Description of the task ->
Leave out the pictures and copy the remaining records exactly.

Interface markup and scripts:
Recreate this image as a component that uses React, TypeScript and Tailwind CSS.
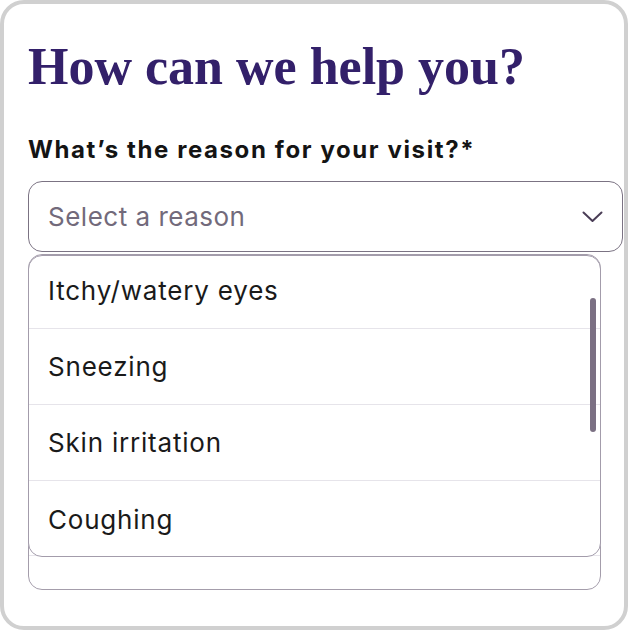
import React from "react";

const REASONS = ["Itchy/watery eyes", "Sneezing", "Skin irritation", "Coughing"];

function Chevron() {
  return (
    <svg width="21" height="12" viewBox="0 0 21 12" fill="none">
      <path d="M1.5 1.5 L10.5 10 L19.5 1.5" stroke="#4a3d56" strokeWidth="2" strokeLinecap="round" strokeLinejoin="round" />
    </svg>
  );
}

export default function App() {
  return (
    <div className="w-[628px] h-[630px] bg-white font-['Inter',sans-serif]">
      <div className="relative h-full overflow-hidden rounded-[24px] border-4 border-[#d0d0d0] bg-white pl-6 pt-[37px]">
        {/* Heading */}
        <h1 className="font-['Liberation_Serif',serif] text-[52px] font-bold leading-none text-[#33206a]">
          How can we help you?
        </h1>

        <label className="mt-[43px] block text-[24px] font-bold leading-[28px] tracking-[1.6px] text-[#141414]">
          What’s the reason for your visit?*
        </label>

        {/* Select trigger */}
        <div className="mt-[17px] flex h-[71px] w-[595px] items-center justify-between rounded-[14px] border border-[#7b7383] pl-[19px] pr-[19px]">
          <span className="text-[26px] tracking-[0.5px] text-[#726a7b]">Select a reason</span>
          <Chevron />
        </div>

        {/* Field underneath the open menu */}
        <div className="mt-[2px] h-[336px] w-[573px] rounded-[14px] border border-[#a49dab]">
          <div className="h-[301px] border-b border-[#e6e4ea]" />
        </div>

        {/* Open menu */}
        <div className="absolute left-6 top-[251px] h-[302px] w-[573px] overflow-hidden rounded-[14px] border border-[#a39cab] bg-white">
          <div className="-mt-[3px]">
            {REASONS.map((r, i) => (
              <div
                key={r}
                className={
                  "flex h-[76px] items-center pl-[19px] text-[26px] tracking-[0.8px] text-[#1a1a1a] " +
                  (i < REASONS.length - 1 ? "border-b border-[#e6e4ea]" : "")
                }
              >
                {r}
              </div>
            ))}
          </div>
          <div className="absolute right-[4px] top-[42px] h-[134px] w-[6px] rounded-full bg-[#7b7083]" />
        </div>
      </div>
    </div>
  );
}
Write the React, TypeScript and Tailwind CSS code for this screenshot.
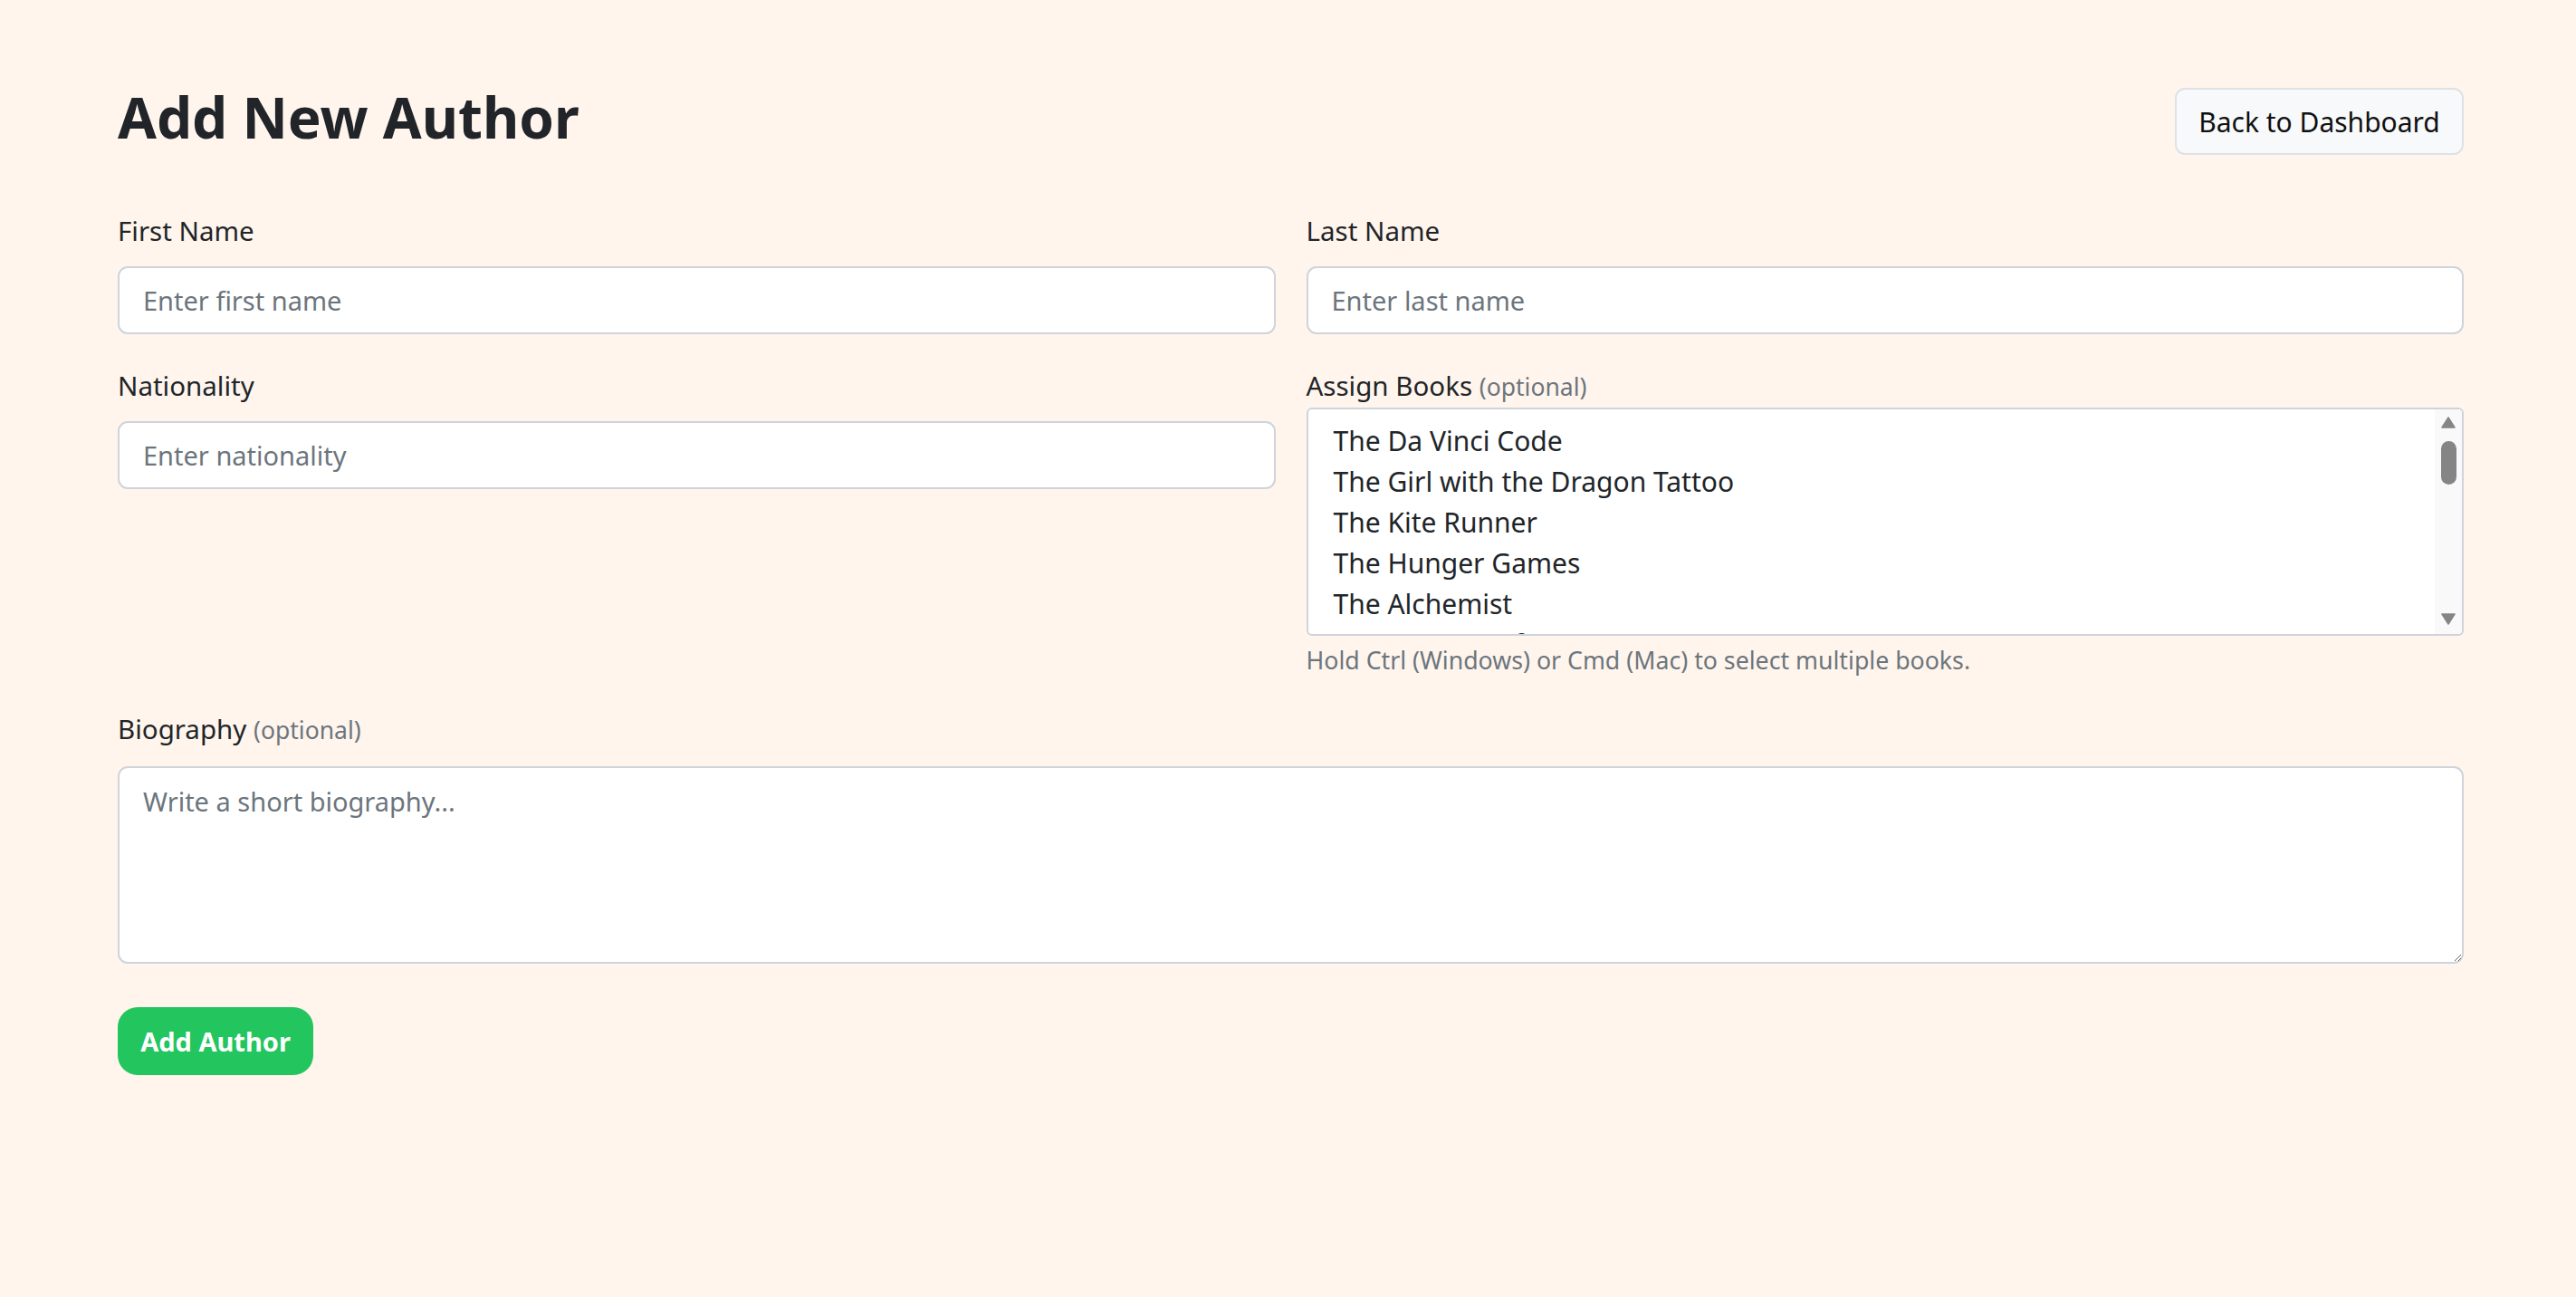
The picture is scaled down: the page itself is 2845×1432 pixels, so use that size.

Problem solution ->
Recreate this image as a component that uses React, TypeScript and Tailwind CSS.
import React from "react";

const REASONS = ["Itchy/watery eyes", "Sneezing", "Skin irritation", "Coughing"];

function Chevron() {
  return (
    <svg width="21" height="12" viewBox="0 0 21 12" fill="none">
      <path d="M1.5 1.5 L10.5 10 L19.5 1.5" stroke="#4a3d56" strokeWidth="2" strokeLinecap="round" strokeLinejoin="round" />
    </svg>
  );
}

export default function App() {
  return (
    <div className="w-[628px] h-[630px] bg-white font-['Inter',sans-serif]">
      <div className="relative h-full overflow-hidden rounded-[24px] border-4 border-[#d0d0d0] bg-white pl-6 pt-[37px]">
        {/* Heading */}
        <h1 className="font-['Liberation_Serif',serif] text-[52px] font-bold leading-none text-[#33206a]">
          How can we help you?
        </h1>

        <label className="mt-[43px] block text-[24px] font-bold leading-[28px] tracking-[1.6px] text-[#141414]">
          What’s the reason for your visit?*
        </label>

        {/* Select trigger */}
        <div className="mt-[17px] flex h-[71px] w-[595px] items-center justify-between rounded-[14px] border border-[#7b7383] pl-[19px] pr-[19px]">
          <span className="text-[26px] tracking-[0.5px] text-[#726a7b]">Select a reason</span>
          <Chevron />
        </div>

        {/* Field underneath the open menu */}
        <div className="mt-[2px] h-[336px] w-[573px] rounded-[14px] border border-[#a49dab]">
          <div className="h-[301px] border-b border-[#e6e4ea]" />
        </div>

        {/* Open menu */}
        <div className="absolute left-6 top-[251px] h-[302px] w-[573px] overflow-hidden rounded-[14px] border border-[#a39cab] bg-white">
          <div className="-mt-[3px]">
            {REASONS.map((r, i) => (
              <div
                key={r}
                className={
                  "flex h-[76px] items-center pl-[19px] text-[26px] tracking-[0.8px] text-[#1a1a1a] " +
                  (i < REASONS.length - 1 ? "border-b border-[#e6e4ea]" : "")
                }
              >
                {r}
              </div>
            ))}
          </div>
          <div className="absolute right-[4px] top-[42px] h-[134px] w-[6px] rounded-full bg-[#7b7083]" />
        </div>
      </div>
    </div>
  );
}
Write the React, TypeScript and Tailwind CSS code for this screenshot.
The picture is scaled down: the page itself is 2845×1432 pixels, so use that size.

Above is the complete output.